CHALLENGE:
Restate each of the lines below word for word and drop every picture.

DATASET CONTENT:
------

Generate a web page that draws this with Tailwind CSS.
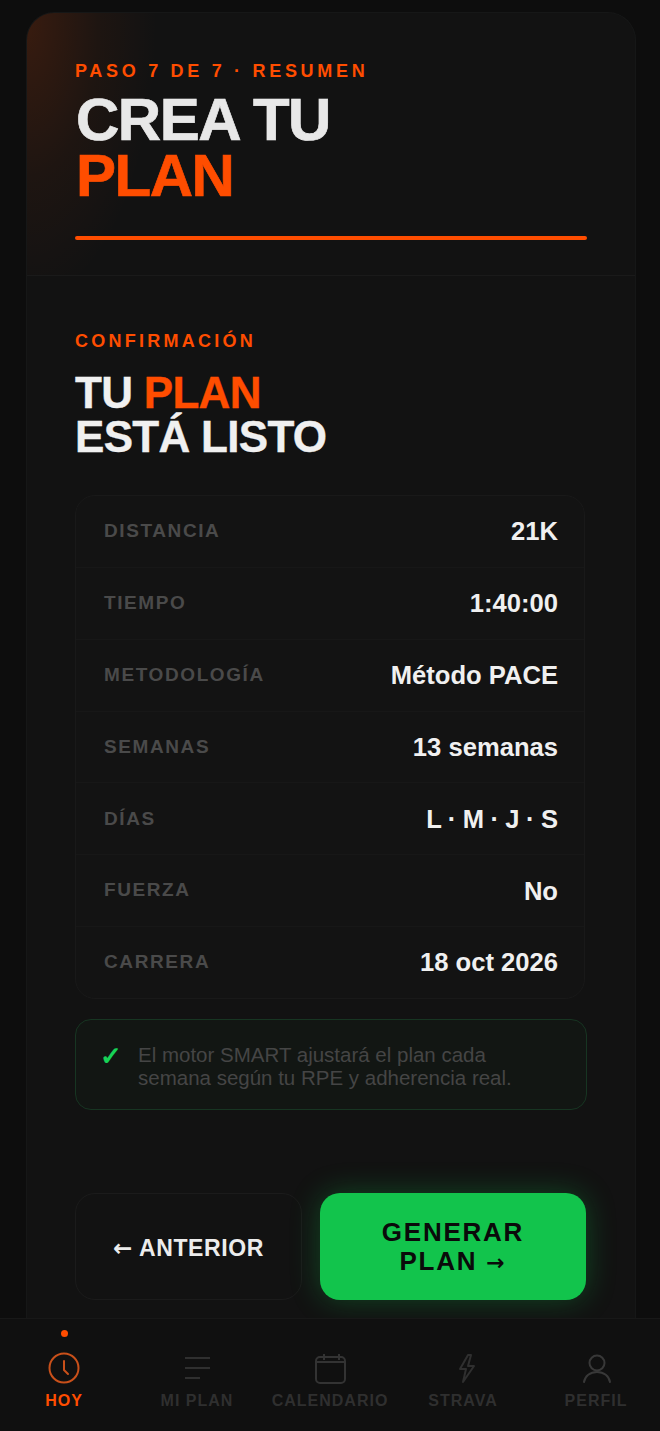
<!DOCTYPE html>
<html lang="es">
<head>
  <meta charset="UTF-8">
  <meta name="viewport" content="width=device-width, initial-scale=1.0">
  <title>Crea tu plan</title>
  <script src="https://cdn.jsdelivr.net/npm/@tailwindcss/browser@4"></script>
</head>
<body class="bg-[#0d0d0d] font-['Liberation_Sans',Arial,sans-serif]">
  <div class="h-[1431px] w-[660px] flex flex-col overflow-hidden">

    <!-- Main card -->
    <main class="flex-1 min-h-0 mt-3 ml-[26px] mr-[24px] rounded-t-[28px] bg-[#121212] border-x border-t border-[#161717] overflow-hidden">

      <!-- Header -->
      <header class="h-[263px] px-[48px] pt-[46px] border-b border-[#1a1a1a] bg-[radial-gradient(ellipse_130px_280px_at_0_10px,rgba(255,77,0,0.16),rgba(255,77,0,0.05)_55%,transparent_100%)]">
        <p class="text-[18px] leading-6 font-bold tracking-[3.7px] text-[#ff4d00]">PASO 7 DE 7 · RESUMEN</p>
        <h1 class="mt-[9px] ml-px text-[60px] leading-[56px] font-bold tracking-[-1.5px] text-[#e8e8e8] [-webkit-text-stroke:0.7px]">CREA TU<br><span class="text-[#ff4d00]">PLAN</span></h1>
        <div class="mt-[32px] h-1 rounded-full bg-[#ff4d00]"></div>
      </header>

      <!-- Summary -->
      <section class="px-[48px] pt-[53px]">
        <p class="text-[18px] leading-6 font-bold tracking-[3.25px] text-[#ff4d00]">CONFIRMACIÓN</p>
        <h2 class="mt-[18px] text-[44px] leading-[43.5px] font-bold tracking-[-0.7px] text-[#f0f0f0] [-webkit-text-stroke:0.4px]">TU <span class="text-[#ff4d00]">PLAN</span><br>ESTÁ LISTO</h2>

        <dl class="mt-[37px] w-[510px] h-[504px] flex flex-col rounded-[20px] border border-[#191919] bg-[#131313] divide-y divide-[#171717]">
          <div class="flex-1 flex items-center justify-between pl-7 pr-[26px]">
            <dt class="text-[19px] font-bold tracking-[1.6px] text-[#4a4a4a]">DISTANCIA</dt>
            <dd class="text-[25.6px] font-bold text-[#f0f0f0]">21K</dd>
          </div>
          <div class="flex-1 flex items-center justify-between pl-7 pr-[26px]">
            <dt class="text-[19px] font-bold tracking-[1.6px] text-[#4a4a4a]">TIEMPO</dt>
            <dd class="text-[25.6px] font-bold text-[#f0f0f0]">1:40:00</dd>
          </div>
          <div class="flex-1 flex items-center justify-between pl-7 pr-[26px]">
            <dt class="text-[19px] font-bold tracking-[1.6px] text-[#4a4a4a]">METODOLOGÍA</dt>
            <dd class="text-[25.6px] font-bold text-[#f0f0f0]">Método PACE</dd>
          </div>
          <div class="flex-1 flex items-center justify-between pl-7 pr-[26px]">
            <dt class="text-[19px] font-bold tracking-[1.6px] text-[#4a4a4a]">SEMANAS</dt>
            <dd class="text-[25.6px] font-bold text-[#f0f0f0]">13 semanas</dd>
          </div>
          <div class="flex-1 flex items-center justify-between pl-7 pr-[26px]">
            <dt class="text-[19px] font-bold tracking-[1.6px] text-[#4a4a4a]">DÍAS</dt>
            <dd class="text-[25.6px] font-bold text-[#f0f0f0] [word-spacing:-0.7px]">L · M · J · S</dd>
          </div>
          <div class="flex-1 flex items-center justify-between pl-7 pr-[26px]">
            <dt class="text-[19px] font-bold tracking-[1.6px] text-[#4a4a4a]">FUERZA</dt>
            <dd class="text-[25.6px] font-bold text-[#f0f0f0]">No</dd>
          </div>
          <div class="flex-1 flex items-center justify-between pl-7 pr-[26px]">
            <dt class="text-[19px] font-bold tracking-[1.6px] text-[#4a4a4a]">CARRERA</dt>
            <dd class="text-[25.6px] font-bold text-[#f0f0f0]">18 oct 2026</dd>
          </div>
        </dl>

        <!-- SMART note -->
        <div class="mt-[20px] h-[91px] flex items-start gap-4 pl-6 pr-[60px] pt-[23px] rounded-2xl border border-[#173522] bg-[#121613]">
          <span class="text-[26px] leading-[26px] font-bold text-[#17d257]">✓</span>
          <p class="text-[20.5px] leading-[23px] text-[#454545]">El motor SMART ajustará el plan cada semana según tu RPE y adherencia real.</p>
        </div>

        <!-- Actions -->
        <div class="mt-[83px] flex gap-[18px]">
          <button class="w-[227px] h-[107px] pt-[3px] rounded-[20px] border border-[#1b1b1b] text-[23px] font-bold tracking-[0.6px] text-[#ececec]"><span class="font-['DejaVu_Sans'] text-[23px] font-bold">←</span> ANTERIOR</button>
          <button class="w-[266px] h-[107px] pt-[2px] rounded-[20px] bg-[#12c44c] shadow-[0_0_30px_rgba(18,196,76,0.3)] text-[26px] leading-[29.5px] font-bold tracking-[1.75px] text-[#0a0a0a]">GENERAR<br>PLAN <span class="font-['DejaVu_Sans'] text-[22px] font-bold">→</span></button>
        </div>
      </section>
    </main>

    <!-- Bottom nav -->
    <nav class="relative h-[113px] shrink-0 flex justify-between bg-[#101010] border-t border-[#181818]">
      <a class="relative w-32 flex flex-col items-center pt-[33px] text-[#ff4d00]">
        <span class="absolute top-[11px] w-[7px] h-[7px] rounded-full bg-[#ff4d00]"></span>
        <svg class="w-8 h-8" viewBox="0 0 32 32" fill="none" stroke="#c9501a" stroke-width="2" stroke-linecap="round" stroke-linejoin="round"><circle cx="16" cy="16" r="14.500"/><path d="M16 9v9l4 4"/></svg>
        <span class="mt-[7px] text-[16px] leading-5 font-bold tracking-[1px]">HOY</span>
      </a>
      <a class="w-32 flex flex-col items-center pt-[33px] text-[#2f2f2f]">
        <svg class="w-8 h-8" viewBox="0 0 32 32" fill="none" stroke="#2f2f2f" stroke-width="2"><path d="M4 6h25M4 16h25M4 26h15"/></svg>
        <span class="mt-[7px] text-[16px] leading-5 font-bold tracking-[1px]">MI PLAN</span>
      </a>
      <a class="w-32 flex flex-col items-center pt-[33px] text-[#2f2f2f]">
        <svg class="w-8 h-8" viewBox="0 0 32 32" fill="none" stroke="#333" stroke-width="2"><rect x="2" y="5" width="29" height="26" rx="4"/><path d="M2 10h29M10 2v6M25 2v6"/></svg>
        <span class="mt-[7px] text-[16px] leading-5 font-bold tracking-[1px]">CALENDARIO</span>
      </a>
      <a class="w-32 flex flex-col items-center pt-[33px] text-[#2f2f2f]">
        <svg class="w-8 h-8" viewBox="0 0 32 32" fill="none" stroke="#2f2f2f" stroke-width="2" stroke-linejoin="round"><path d="M21 3 13 17h6l-3 13 11-16h-6l3-11z"/></svg>
        <span class="mt-[7px] text-[16px] leading-5 font-bold tracking-[1px]">STRAVA</span>
      </a>
      <a class="w-32 flex flex-col items-center pt-[33px] text-[#2f2f2f]">
        <svg class="w-8 h-8" viewBox="0 0 32 32" fill="none" stroke="#383838" stroke-width="2" stroke-linecap="round"><circle cx="17" cy="11" r="7.500"/><path d="M4 30c1-6 6-10 13-10s12 4 13 10"/></svg>
        <span class="mt-[7px] text-[16px] leading-5 font-bold tracking-[1px]">PERFIL</span>
      </a>
    </nav>
  </div>
</body>
</html>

------

SOLUTION FOR THIS EXERCISE:
Generate a web page that draws this with Tailwind CSS.
<!DOCTYPE html>
<html lang="es">
<head>
  <meta charset="UTF-8">
  <meta name="viewport" content="width=device-width, initial-scale=1.0">
  <title>Crea tu plan</title>
  <script src="https://cdn.jsdelivr.net/npm/@tailwindcss/browser@4"></script>
</head>
<body class="bg-[#0d0d0d] font-['Liberation_Sans',Arial,sans-serif]">
  <div class="h-[1431px] w-[660px] flex flex-col overflow-hidden">

    <!-- Main card -->
    <main class="flex-1 min-h-0 mt-3 ml-[26px] mr-[24px] rounded-t-[28px] bg-[#121212] border-x border-t border-[#161717] overflow-hidden">

      <!-- Header -->
      <header class="h-[263px] px-[48px] pt-[46px] border-b border-[#1a1a1a] bg-[radial-gradient(ellipse_130px_280px_at_0_10px,rgba(255,77,0,0.16),rgba(255,77,0,0.05)_55%,transparent_100%)]">
        <p class="text-[18px] leading-6 font-bold tracking-[3.7px] text-[#ff4d00]">PASO 7 DE 7 · RESUMEN</p>
        <h1 class="mt-[9px] ml-px text-[60px] leading-[56px] font-bold tracking-[-1.5px] text-[#e8e8e8] [-webkit-text-stroke:0.7px]">CREA TU<br><span class="text-[#ff4d00]">PLAN</span></h1>
        <div class="mt-[32px] h-1 rounded-full bg-[#ff4d00]"></div>
      </header>

      <!-- Summary -->
      <section class="px-[48px] pt-[53px]">
        <p class="text-[18px] leading-6 font-bold tracking-[3.25px] text-[#ff4d00]">CONFIRMACIÓN</p>
        <h2 class="mt-[18px] text-[44px] leading-[43.5px] font-bold tracking-[-0.7px] text-[#f0f0f0] [-webkit-text-stroke:0.4px]">TU <span class="text-[#ff4d00]">PLAN</span><br>ESTÁ LISTO</h2>

        <dl class="mt-[37px] w-[510px] h-[504px] flex flex-col rounded-[20px] border border-[#191919] bg-[#131313] divide-y divide-[#171717]">
          <div class="flex-1 flex items-center justify-between pl-7 pr-[26px]">
            <dt class="text-[19px] font-bold tracking-[1.6px] text-[#4a4a4a]">DISTANCIA</dt>
            <dd class="text-[25.6px] font-bold text-[#f0f0f0]">21K</dd>
          </div>
          <div class="flex-1 flex items-center justify-between pl-7 pr-[26px]">
            <dt class="text-[19px] font-bold tracking-[1.6px] text-[#4a4a4a]">TIEMPO</dt>
            <dd class="text-[25.6px] font-bold text-[#f0f0f0]">1:40:00</dd>
          </div>
          <div class="flex-1 flex items-center justify-between pl-7 pr-[26px]">
            <dt class="text-[19px] font-bold tracking-[1.6px] text-[#4a4a4a]">METODOLOGÍA</dt>
            <dd class="text-[25.6px] font-bold text-[#f0f0f0]">Método PACE</dd>
          </div>
          <div class="flex-1 flex items-center justify-between pl-7 pr-[26px]">
            <dt class="text-[19px] font-bold tracking-[1.6px] text-[#4a4a4a]">SEMANAS</dt>
            <dd class="text-[25.6px] font-bold text-[#f0f0f0]">13 semanas</dd>
          </div>
          <div class="flex-1 flex items-center justify-between pl-7 pr-[26px]">
            <dt class="text-[19px] font-bold tracking-[1.6px] text-[#4a4a4a]">DÍAS</dt>
            <dd class="text-[25.6px] font-bold text-[#f0f0f0] [word-spacing:-0.7px]">L · M · J · S</dd>
          </div>
          <div class="flex-1 flex items-center justify-between pl-7 pr-[26px]">
            <dt class="text-[19px] font-bold tracking-[1.6px] text-[#4a4a4a]">FUERZA</dt>
            <dd class="text-[25.6px] font-bold text-[#f0f0f0]">No</dd>
          </div>
          <div class="flex-1 flex items-center justify-between pl-7 pr-[26px]">
            <dt class="text-[19px] font-bold tracking-[1.6px] text-[#4a4a4a]">CARRERA</dt>
            <dd class="text-[25.6px] font-bold text-[#f0f0f0]">18 oct 2026</dd>
          </div>
        </dl>

        <!-- SMART note -->
        <div class="mt-[20px] h-[91px] flex items-start gap-4 pl-6 pr-[60px] pt-[23px] rounded-2xl border border-[#173522] bg-[#121613]">
          <span class="text-[26px] leading-[26px] font-bold text-[#17d257]">✓</span>
          <p class="text-[20.5px] leading-[23px] text-[#454545]">El motor SMART ajustará el plan cada semana según tu RPE y adherencia real.</p>
        </div>

        <!-- Actions -->
        <div class="mt-[83px] flex gap-[18px]">
          <button class="w-[227px] h-[107px] pt-[3px] rounded-[20px] border border-[#1b1b1b] text-[23px] font-bold tracking-[0.6px] text-[#ececec]"><span class="font-['DejaVu_Sans'] text-[23px] font-bold">←</span> ANTERIOR</button>
          <button class="w-[266px] h-[107px] pt-[2px] rounded-[20px] bg-[#12c44c] shadow-[0_0_30px_rgba(18,196,76,0.3)] text-[26px] leading-[29.5px] font-bold tracking-[1.75px] text-[#0a0a0a]">GENERAR<br>PLAN <span class="font-['DejaVu_Sans'] text-[22px] font-bold">→</span></button>
        </div>
      </section>
    </main>

    <!-- Bottom nav -->
    <nav class="relative h-[113px] shrink-0 flex justify-between bg-[#101010] border-t border-[#181818]">
      <a class="relative w-32 flex flex-col items-center pt-[33px] text-[#ff4d00]">
        <span class="absolute top-[11px] w-[7px] h-[7px] rounded-full bg-[#ff4d00]"></span>
        <svg class="w-8 h-8" viewBox="0 0 32 32" fill="none" stroke="#c9501a" stroke-width="2" stroke-linecap="round" stroke-linejoin="round"><circle cx="16" cy="16" r="14.500"/><path d="M16 9v9l4 4"/></svg>
        <span class="mt-[7px] text-[16px] leading-5 font-bold tracking-[1px]">HOY</span>
      </a>
      <a class="w-32 flex flex-col items-center pt-[33px] text-[#2f2f2f]">
        <svg class="w-8 h-8" viewBox="0 0 32 32" fill="none" stroke="#2f2f2f" stroke-width="2"><path d="M4 6h25M4 16h25M4 26h15"/></svg>
        <span class="mt-[7px] text-[16px] leading-5 font-bold tracking-[1px]">MI PLAN</span>
      </a>
      <a class="w-32 flex flex-col items-center pt-[33px] text-[#2f2f2f]">
        <svg class="w-8 h-8" viewBox="0 0 32 32" fill="none" stroke="#333" stroke-width="2"><rect x="2" y="5" width="29" height="26" rx="4"/><path d="M2 10h29M10 2v6M25 2v6"/></svg>
        <span class="mt-[7px] text-[16px] leading-5 font-bold tracking-[1px]">CALENDARIO</span>
      </a>
      <a class="w-32 flex flex-col items-center pt-[33px] text-[#2f2f2f]">
        <svg class="w-8 h-8" viewBox="0 0 32 32" fill="none" stroke="#2f2f2f" stroke-width="2" stroke-linejoin="round"><path d="M21 3 13 17h6l-3 13 11-16h-6l3-11z"/></svg>
        <span class="mt-[7px] text-[16px] leading-5 font-bold tracking-[1px]">STRAVA</span>
      </a>
      <a class="w-32 flex flex-col items-center pt-[33px] text-[#2f2f2f]">
        <svg class="w-8 h-8" viewBox="0 0 32 32" fill="none" stroke="#383838" stroke-width="2" stroke-linecap="round"><circle cx="17" cy="11" r="7.500"/><path d="M4 30c1-6 6-10 13-10s12 4 13 10"/></svg>
        <span class="mt-[7px] text-[16px] leading-5 font-bold tracking-[1px]">PERFIL</span>
      </a>
    </nav>
  </div>
</body>
</html>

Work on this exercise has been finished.